The injured party cannot sue the at fault driver for these PIP [personal injury protection] benefits or "damages," however, if the victim can show fault and if he or she has suffered "death,  permanent serious disfigurement, or a serious impairment of bodily function" he or she can collect these "PIP" benefits "in excess of the daily, monthly and three year limits" from the at-fault driver.

This system worked just fine from 1974 until this month, and in fact Justices Young and Markman described it with approval as recently as 2004.  Nevertheless, when the Legislature decided to allow persons over 60 to opt out of wage loss coverage, they changed the paragraph structure of the operative statute, and this month the Republicans read that change to eliminate the recovery of "excess" household domestic services entirely.

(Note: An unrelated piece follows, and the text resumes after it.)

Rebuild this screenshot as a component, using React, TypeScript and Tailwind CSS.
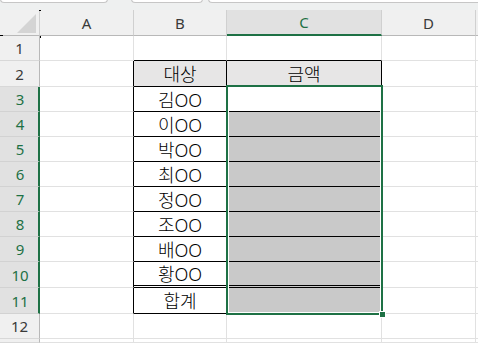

What does it matter?  If a mother of three is killed in a motor vehicle accident by a drunk or a sleeping semi-truck driver, the "old" law [1974-2012] allowed her family to collect the expenses associated with hiring a person to provide the household services to the family that she had been providing.  [Of course the same is true with respect to a terribly injured or deceased "house-husband," however, studies confirm that statistically it is far more likely that the majority of a household's domestic duties will fall on the woman.]  In any event, the family's insurer must pay only $20.00 per day, maximum, for three years at the longest:  the at-fault's insurer had to make up the difference.  Now, the family is just "out of luck:" they receive nothing for child care, laundry, meal preparation, housecleaning, snow shoveling, etc., beyond the first three years or in excess of $20.00 per day.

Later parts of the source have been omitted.